The turkish get-up is a great exercise, that challenges your core strength along with your flexibility, stability and coordination…just as in the golf swing!

Whilst this exercise can be a little complicated and daunting at first, the goal couldn’t be simpler; get up from the floor and then back down to the floor whilst supporting a load overhead. Grab a kettlebell (or dumbbell, water bottle, shoe or anything else you can hold in your hand) and give this great move a try.

Do you need more thoracic rotation?

Thoracic rotation is incredibly important in the golf swing, having a good degree of thoracic rotation is essential if you are going to rotate your upper body and transfer your weight correctly in the golf swing. Lacking in thoracic rotation can result in a reverse spine angle or reverse pivot as the body attempts to compensate by rotating the lower back (not to mention the potential for injury or lower back pain this can bring). Quadruped thoracic rotations are a simple, yet effective, exercise to increase thoracic rotation and help sort that reverse spine angle.

Ab training for golf

The golf swing is often described by coaches as a pendulum. The pivot point for this pendulum is somewhere on the spine, depending on your height, build and swing plane. The club, hands, arms and shoulders should rotate around the relatively fixed point of the spine. Studies have shown, as a result of this rotation, the spine is exposed to considerable and sudden load, force and angle changes. The role of the abdominal muscles, as well as the posterior chain and hip musculature that makes up the ‘core’ in everyday life as well as your golf swing, is to resist these loads and protect the spine. So stop doing those sit ups on a swiss ball (this is actively putting your spine into flexion and could actually do more harm than good to the typical golfers already beat up spine) and lets get your abdominals strong at what they’re supposed to be doing…protecting your spine! Get it right and you will feel better, move better, be physically able to play and practice more, experience less pain, and be less injury and prone.

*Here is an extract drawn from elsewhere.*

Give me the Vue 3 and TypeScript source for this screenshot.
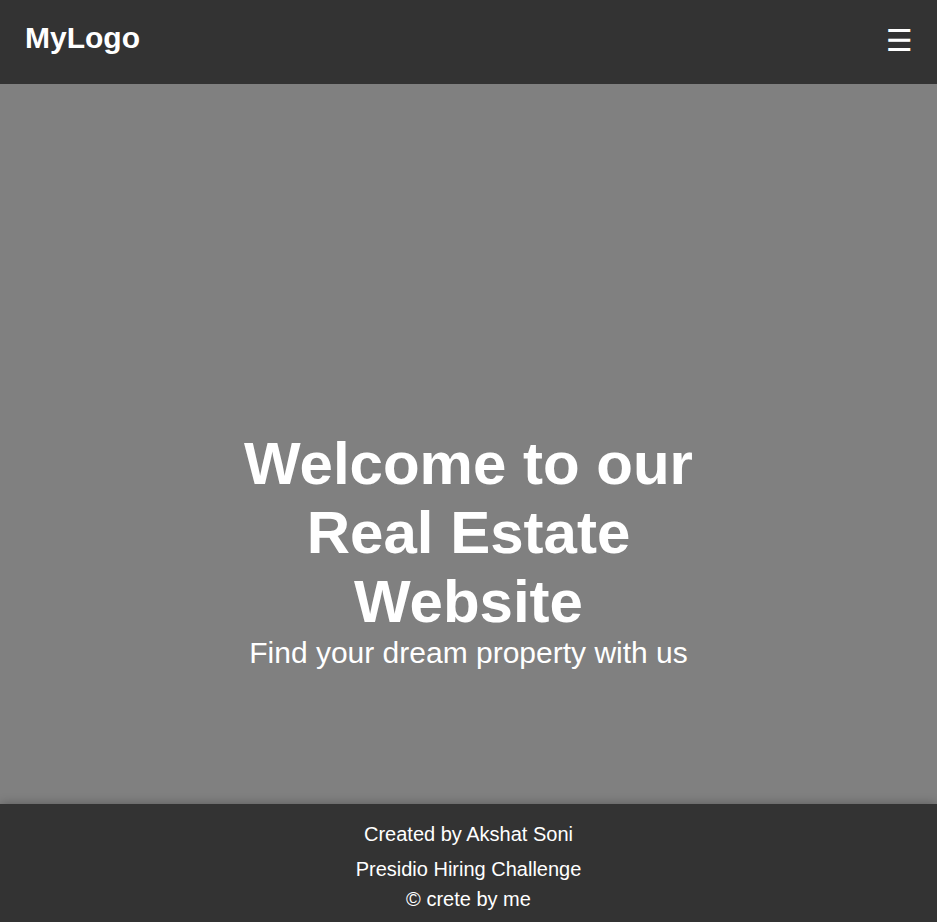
<script setup lang="ts">
import { ref } from 'vue'

const menuOpen = ref(false)
const credits: string[] = ['Created by Akshat Soni', 'Presidio Hiring Challenge']
</script>

<template>
  <div class="page">
    <header class="navbar">
      <a class="logo" href="#">MyLogo</a>
      <button class="toggle" type="button" :aria-expanded="menuOpen" @click="menuOpen = !menuOpen">☰</button>
    </header>
    <main class="hero">
      <div class="hero-text">
        <h1>Welcome to our Real Estate Website</h1>
        <p>Find your dream property with us</p>
      </div>
    </main>
    <footer class="footer">
      <p v-for="line in credits" :key="line" class="credit">{{ line }}</p>
      <p class="copyright">© crete by me</p>
    </footer>
  </div>
</template>

<style>
body {
  margin: 0;
  background: #808080;
}
</style>

<style scoped>
.page {
  display: flex;
  flex-direction: column;
  min-height: 100vh;
  font-family: "Liberation Sans", Arial, sans-serif;
  color: #fff;
}
.navbar {
  display: flex;
  justify-content: space-between;
  align-items: center;
  padding: 20px 24px 20px 25px;
  background: #333;
}
.logo {
  padding-bottom: 8px;
  color: #fff;
  font-size: 30px;
  font-weight: bold;
  line-height: 36px;
  text-decoration: none;
}
.toggle {
  padding: 0 0 2px;
  border: 0;
  background: none;
  color: #fff;
  font-family: "DejaVu Sans", sans-serif;
  font-size: 30px;
  line-height: 36px;
  cursor: pointer;
}
.hero {
  display: flex;
  flex: 1;
  flex-direction: column;
  justify-content: flex-end;
  align-items: center;
  padding-bottom: 134px;
  background: #808080;
}
.hero-text {
  width: 50%;
  text-align: center;
}
h1 {
  margin: 0;
  font-size: 60px;
  line-height: 69px;
}
.hero p {
  margin: 0;
  font-size: 30px;
  line-height: 34px;
}
.footer {
  position: relative;
  padding: 15px 20px 8px;
  background: #333;
  box-shadow: 0 0 10px rgba(0, 0, 0, 0.3);
  font-size: 20px;
  line-height: 30px;
  text-align: center;
}
.footer p {
  margin: 0;
}
.credit + .credit {
  margin-top: 5px;
}
</style>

The plank exercise has become incredibly popular in gyms everywhere and its a great place to start. Its a simple exercise that teaches the abs and core musculature to brace to keep the spine in a neutral position and act against extension (gravity is trying to pull you down, pulling your spine into to extension or hyperextension, thats why your hips sack when you tire doing a plank, your abdominals can’t adequately brace to resist extension anymore). However the plank has a couple of major drawbacks for golf. Firstly, it is static in nature whilst the golf swing is a highly dynamic movement. Secondly it only teaches muscles to oppose extension forces, whereas the golf swing is a complex movement involving resisting forces from multiple planes simultaneously.

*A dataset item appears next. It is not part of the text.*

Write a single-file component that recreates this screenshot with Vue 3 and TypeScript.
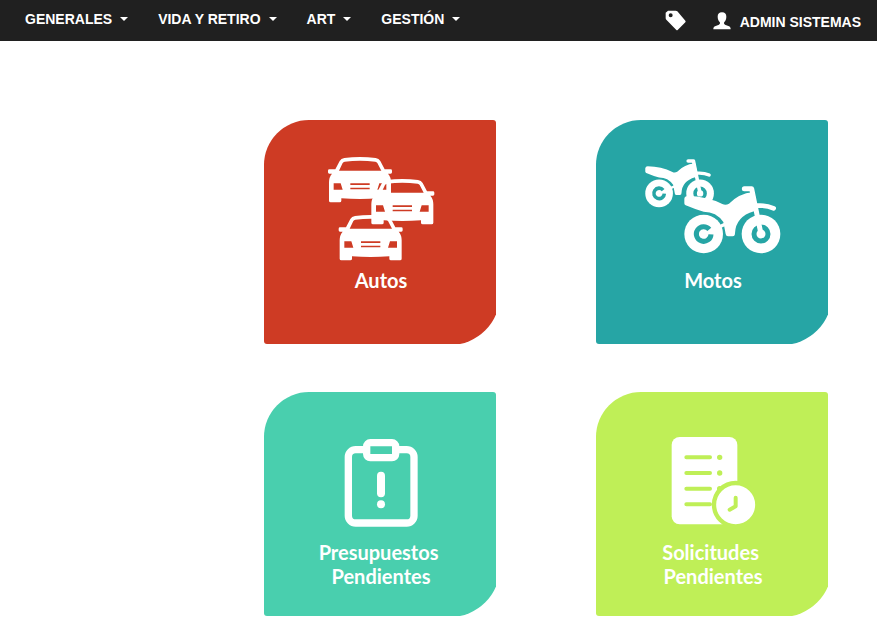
<script setup lang="ts">
type CardKind = 'autos' | 'motos' | 'presupuestos' | 'solicitudes'

interface Card {
  kind: CardKind
  label: string
  viewBox: string
}

const menus: string[] = ['GENERALES', 'VIDA Y RETIRO', 'ART', 'GESTIÓN']

const cards: Card[] = [
  { kind: 'autos', label: 'Autos', viewBox: '-27 21 420 336' },
  { kind: 'motos', label: 'Motos', viewBox: '24 6 420 336' },
  { kind: 'presupuestos', label: 'Presupuestos \nPendientes', viewBox: '3 -18 420 336' },
  { kind: 'solicitudes', label: 'Solicitudes \nPendientes', viewBox: '-21 -18 420 336' },
]

const carTransforms: string[] = ['translate(24 36)', 'translate(151 102)', 'translate(56 210)']
const bikeTransforms: string[] = ['translate(-75 -50) scale(.715)', 'translate(0 0)']

const carPath =
  'M22 37L35 12Q39 4 49 3Q96 -3 143 3Q153 4 157 12L170 37H188Q192 37 192 41V46Q192 50 188 50H180Q189 60 189 76V131Q189 136 184 136H157Q152 136 152 131V124Q96 128 40 124V131Q40 136 35 136H8Q3 136 3 131V76Q3 60 12 50H4Q0 50 0 46V41Q0 37 4 37Z' +
  'M33 41H160L148 18Q146 15 142 14Q96 9 50 14Q46 15 44 18Z' +
  'M17 79V98H44L38 79ZM175 79V98H148L154 79Z' +
  'M67 79V84H125V79ZM67 92V97H125V92Z'
</script>

<template>
  <header class="navbar">
    <nav class="menus" aria-label="Principal">
      <button v-for="menu in menus" :key="menu" type="button" class="menu">
        {{ menu }}<span class="caret"></span>
      </button>
    </nav>
    <div class="account">
      <a href="#" class="tag" aria-label="Etiquetas">
        <svg viewBox="0 0 63 63" width="21" height="21" aria-hidden="true">
          <path
            fill="currentColor"
            fill-rule="evenodd"
            d="M2 8L9 2H32Q35 2 37 4L61 32Q63 34 61 37L38 60Q36 62 34 60L4 29Q2 27 2 24ZM17 10A6 6 0 1 0 17 22A6 6 0 1 0 17 10Z"
          />
        </svg>
      </a>
      <a href="#" class="user">
        <svg viewBox="0 0 54 54" width="18" height="18" aria-hidden="true">
          <path
            fill="currentColor"
            d="M27 1C36 1 40 6 40 14C40 22 37 27 34 30C32 33 33 36 36 38L48 43C52 45 53 47 53 52H1C1 47 2 45 6 43L18 38C21 36 22 33 20 30C17 27 14 22 14 14C14 6 18 1 27 1Z"
          />
        </svg>
        <span>ADMIN SISTEMAS</span>
      </a>
    </div>
  </header>

  <main class="cards">
    <a v-for="card in cards" :key="card.kind" href="#" class="card" :class="card.kind">
      <svg class="icon" :viewBox="card.viewBox" aria-hidden="true">
        <g v-if="card.kind === 'autos'" fill="#fff" fill-rule="evenodd">
          <path v-for="t in carTransforms" :key="t" :d="carPath" :transform="t" />
        </g>

        <template v-else-if="card.kind === 'motos'">
          <g v-for="t in bikeTransforms" :key="t" :transform="t">
            <circle class="solid" cx="206" cy="252" r="58" />
            <circle class="solid" cx="378" cy="252" r="58" />
            <path class="cut" stroke-width="15" d="M223 238A22 22 0 1 0 228 253" />
            <circle class="cut" cx="378" cy="252" r="21" stroke-width="15" />
            <path
              class="solid"
              d="M148 146Q149 138 158 138Q216 139 262 162Q272 167 282 161Q314 130 352 127L358 127L368 180L357 184Q302 200 300 250Q300 259 293 259H279Q273 259 272 252L265 216Q244 185 206 185Q180 178 152 166Q148 164 148 160Z"
            />
            <path class="line" stroke-width="10" d="M254 230L272 222" />
            <path class="line" stroke-width="15" stroke-linecap="round" stroke-linejoin="round" d="M328 116H350L378 252" />
            <path class="line" stroke-width="14" stroke-linecap="round" d="M366 167Q394 165 416 175" />
          </g>
        </template>

        <g v-else-if="card.kind === 'presupuestos'">
          <rect class="line" x="115" y="59" width="197" height="220" rx="22" stroke-width="22" />
          <rect class="line backed" x="170" y="38" width="87" height="45" rx="11" stroke-width="22" />
          <path class="line" stroke-width="24" stroke-linecap="round" d="M213 137V190" />
          <circle class="solid" cx="213" cy="223" r="12" />
        </g>

        <g v-else>
          <rect class="solid" x="65" y="21" width="197" height="262" rx="24" />
          <path class="cut" stroke-width="12" stroke-linecap="round" d="M109 82H180M109 129H180M109 176H180M109 223H180" />
          <path class="cut" stroke-width="16" stroke-linecap="round" d="M209 82h.1M209 129h.1M209 176h.1" />
          <circle class="solid cut-edge" cx="257" cy="224" r="65" stroke-width="13" />
          <path class="cut" stroke-width="12" stroke-linecap="round" stroke-linejoin="round" d="M257 203V229L239 239" />
        </g>
      </svg>
      <span class="label">{{ card.label }}</span>
    </a>
  </main>
</template>

<style>
body {
  margin: 0;
  background: #fff;
}
</style>

<style scoped>
.navbar {
  display: flex;
  justify-content: space-between;
  padding: 0 16px 0 25px;
  background: #202020;
  color: #fff;
  font: bold 14px/20px 'Liberation Sans', Arial, sans-serif;
}

.menus {
  display: flex;
  gap: 30px;
  padding: 9px 0 12px;
}

.menu {
  display: flex;
  align-items: center;
  gap: 8px;
  padding: 0;
  border: 0;
  background: none;
  color: inherit;
  font: inherit;
  white-space: nowrap;
  cursor: pointer;
}

.caret {
  border: 4px solid transparent;
  border-top-color: currentColor;
  border-bottom: 0;
}

.account {
  display: flex;
  align-items: flex-start;
  gap: 27px;
}

.account a {
  color: inherit;
  text-decoration: none;
}

.account svg {
  display: block;
}

.tag {
  padding-top: 10px;
}

.user {
  display: flex;
  gap: 9px;
  padding-top: 12px;
  white-space: nowrap;
}

.cards {
  display: grid;
  grid-template-columns: repeat(auto-fill, minmax(232px, 1fr));
  gap: 48px 100px;
  padding: 79px 49px 12px 264px;
}

.card {
  position: relative;
  z-index: 0;
  display: flex;
  flex-direction: column;
  align-items: center;
  gap: 4px;
  box-sizing: border-box;
  min-height: 224px;
  padding: 32px 0 24px 2px;
  overflow: hidden;
  border-radius: 0 3px 0 3px;
  color: #fff;
  text-decoration: none;
}

/* The coloured leaf runs past the right and bottom edges, which trim its curve. */
.card::before {
  content: '';
  position: absolute;
  z-index: -1;
  inset: 0 -4px -1px 0;
  border-radius: 45px 0 50px 0;
  background: var(--tone);
}

.autos {
  --tone: #ce3b24;
}

.motos {
  --tone: #26a5a5;
}

.presupuestos {
  --tone: #49cfae;
}

.solicitudes {
  --tone: #bfef57;
}

.icon {
  display: block;
  width: 140px;
  height: 112px;
}

.solid {
  fill: #fff;
}

.line {
  fill: none;
  stroke: #fff;
}

.backed {
  fill: var(--tone);
}

.cut {
  fill: none;
  stroke: var(--tone);
}

.cut-edge {
  stroke: var(--tone);
}

.label {
  font: bold 20px/24px Lato, sans-serif;
  text-align: center;
  white-space: pre;
}
</style>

Once proficiency in static stabilisation exercises such as the plank, side plank, etc, has been achieved golfers must develop dynamic stabilisation across a range of movements developing anti-lateral flexion, anti-rotation, anti-extension and anti-flexion. The chart below represents a comprehensive ab training protocol that develops these qualities at different levels of ability, simply start at level 1 and continue up the levels as  progress allows.

Slide1

 

*adapted from New Rules Of Lifting Supercharged, by Alwyn Cosgrove and Lou Schuler.

AE = anti-extension

ALF = anti-lateral flexion

HF= hip flexion

AR = anti- rotation

**the quality trained will be altered by which position you choose to carry in.

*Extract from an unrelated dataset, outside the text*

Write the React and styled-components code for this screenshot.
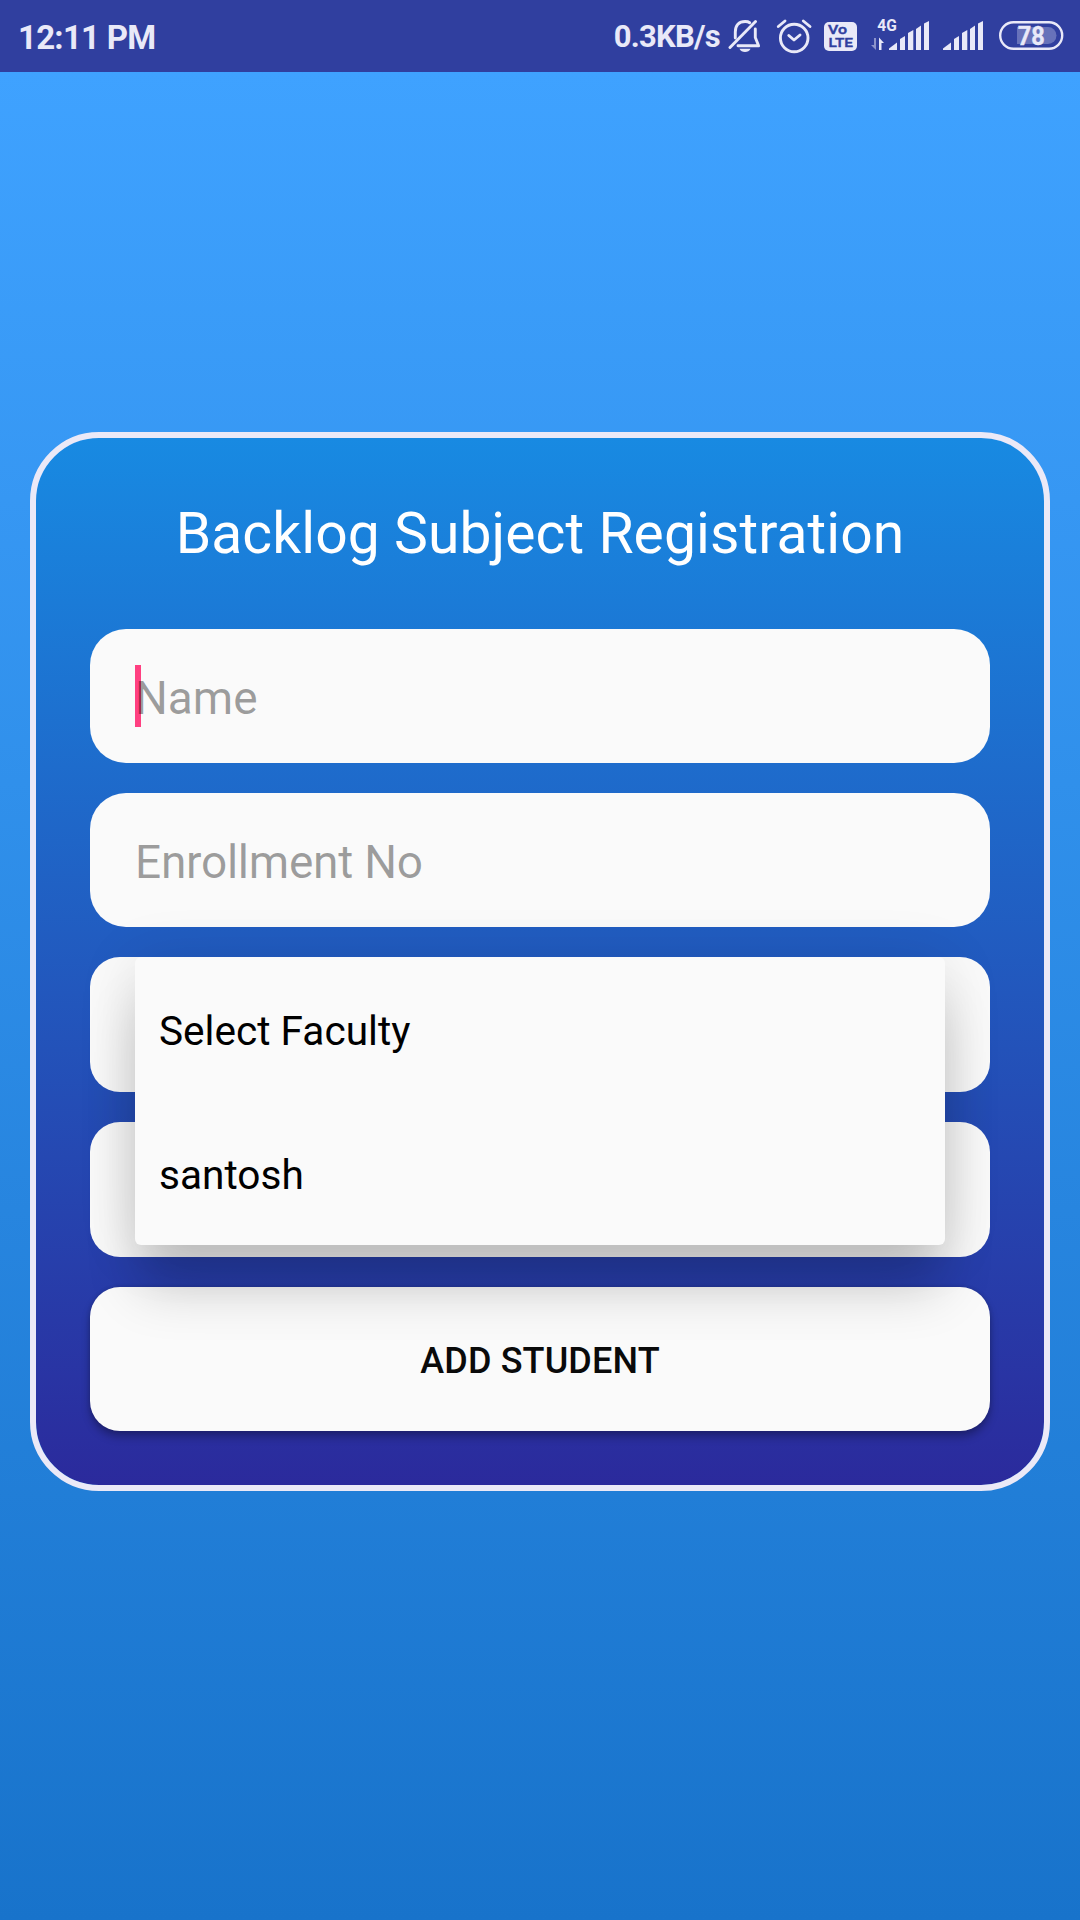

The exercises here are definitely a case of the more you put in the more you get out, the further you progress the more the movements develop the complex dynamic stabilisation required in the golf swing. The higher level exercises are also done more often from standing which is advantageous, as we don’t swing a golf club lying on the ground (the problem with a lot of ab training for sports in my opinion). Don’t be tempted, however, to start with level 5 exercises as you need competence in the lower level exercises that come before to execute them properly. Get at it and improve your gold and your spinal health.